▸ The task
Look through the entries and report how many lines include the word "index". Give the number alone.
+++ Dataset content +++
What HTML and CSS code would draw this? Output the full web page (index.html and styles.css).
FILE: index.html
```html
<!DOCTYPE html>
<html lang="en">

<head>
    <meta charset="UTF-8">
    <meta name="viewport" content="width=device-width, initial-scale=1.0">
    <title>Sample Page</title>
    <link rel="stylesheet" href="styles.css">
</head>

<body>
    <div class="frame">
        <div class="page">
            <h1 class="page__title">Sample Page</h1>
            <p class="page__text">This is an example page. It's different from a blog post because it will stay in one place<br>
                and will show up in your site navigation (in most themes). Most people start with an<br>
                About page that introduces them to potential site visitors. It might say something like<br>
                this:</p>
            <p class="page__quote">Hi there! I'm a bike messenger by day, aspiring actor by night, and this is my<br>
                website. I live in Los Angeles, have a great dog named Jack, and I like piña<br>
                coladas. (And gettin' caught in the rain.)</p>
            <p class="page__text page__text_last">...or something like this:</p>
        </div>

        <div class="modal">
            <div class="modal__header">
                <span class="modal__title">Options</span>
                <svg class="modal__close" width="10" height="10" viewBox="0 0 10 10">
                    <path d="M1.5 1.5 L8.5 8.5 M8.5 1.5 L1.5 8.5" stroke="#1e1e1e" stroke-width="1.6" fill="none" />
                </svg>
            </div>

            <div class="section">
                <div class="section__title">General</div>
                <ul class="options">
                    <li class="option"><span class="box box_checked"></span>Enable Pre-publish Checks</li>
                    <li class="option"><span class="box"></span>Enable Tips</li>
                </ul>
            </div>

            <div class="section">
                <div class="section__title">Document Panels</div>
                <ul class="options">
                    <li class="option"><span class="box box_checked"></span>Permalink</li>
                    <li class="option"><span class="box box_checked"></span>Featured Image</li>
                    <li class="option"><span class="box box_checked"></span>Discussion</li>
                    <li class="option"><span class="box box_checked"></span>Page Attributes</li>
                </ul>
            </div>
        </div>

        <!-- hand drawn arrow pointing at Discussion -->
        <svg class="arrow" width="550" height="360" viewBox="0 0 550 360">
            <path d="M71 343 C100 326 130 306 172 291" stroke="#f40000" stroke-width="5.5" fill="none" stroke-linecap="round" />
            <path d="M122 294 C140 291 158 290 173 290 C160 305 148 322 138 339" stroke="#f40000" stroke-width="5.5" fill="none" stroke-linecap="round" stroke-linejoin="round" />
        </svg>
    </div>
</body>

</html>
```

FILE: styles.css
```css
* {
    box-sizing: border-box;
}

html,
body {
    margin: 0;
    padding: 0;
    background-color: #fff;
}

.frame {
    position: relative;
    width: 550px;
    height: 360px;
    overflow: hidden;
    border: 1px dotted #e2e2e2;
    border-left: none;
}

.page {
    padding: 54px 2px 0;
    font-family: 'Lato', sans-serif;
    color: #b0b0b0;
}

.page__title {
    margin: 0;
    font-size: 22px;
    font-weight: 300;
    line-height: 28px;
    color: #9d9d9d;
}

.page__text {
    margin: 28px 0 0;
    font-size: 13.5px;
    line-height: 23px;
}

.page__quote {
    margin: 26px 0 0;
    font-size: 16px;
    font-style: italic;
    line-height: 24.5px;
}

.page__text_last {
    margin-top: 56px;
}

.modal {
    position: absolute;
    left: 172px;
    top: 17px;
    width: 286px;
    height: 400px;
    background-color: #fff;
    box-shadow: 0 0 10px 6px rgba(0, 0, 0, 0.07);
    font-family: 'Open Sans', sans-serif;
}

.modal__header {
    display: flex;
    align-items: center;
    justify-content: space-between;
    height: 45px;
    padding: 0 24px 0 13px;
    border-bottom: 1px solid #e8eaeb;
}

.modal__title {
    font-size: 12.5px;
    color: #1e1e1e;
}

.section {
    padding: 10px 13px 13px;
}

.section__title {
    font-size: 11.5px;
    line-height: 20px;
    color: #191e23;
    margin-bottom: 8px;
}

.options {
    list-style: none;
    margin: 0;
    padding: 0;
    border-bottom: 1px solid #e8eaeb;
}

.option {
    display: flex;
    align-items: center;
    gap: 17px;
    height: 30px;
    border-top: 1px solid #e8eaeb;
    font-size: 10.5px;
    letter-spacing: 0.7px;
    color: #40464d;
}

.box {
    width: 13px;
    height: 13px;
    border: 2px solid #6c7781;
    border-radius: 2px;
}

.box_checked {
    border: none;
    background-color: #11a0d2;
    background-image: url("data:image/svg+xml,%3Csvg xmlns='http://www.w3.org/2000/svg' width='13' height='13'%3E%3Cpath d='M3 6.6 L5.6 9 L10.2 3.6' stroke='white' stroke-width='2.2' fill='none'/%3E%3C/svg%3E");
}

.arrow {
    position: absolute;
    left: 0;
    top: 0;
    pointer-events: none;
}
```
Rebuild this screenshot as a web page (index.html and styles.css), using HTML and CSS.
+++
▸ Task solution
3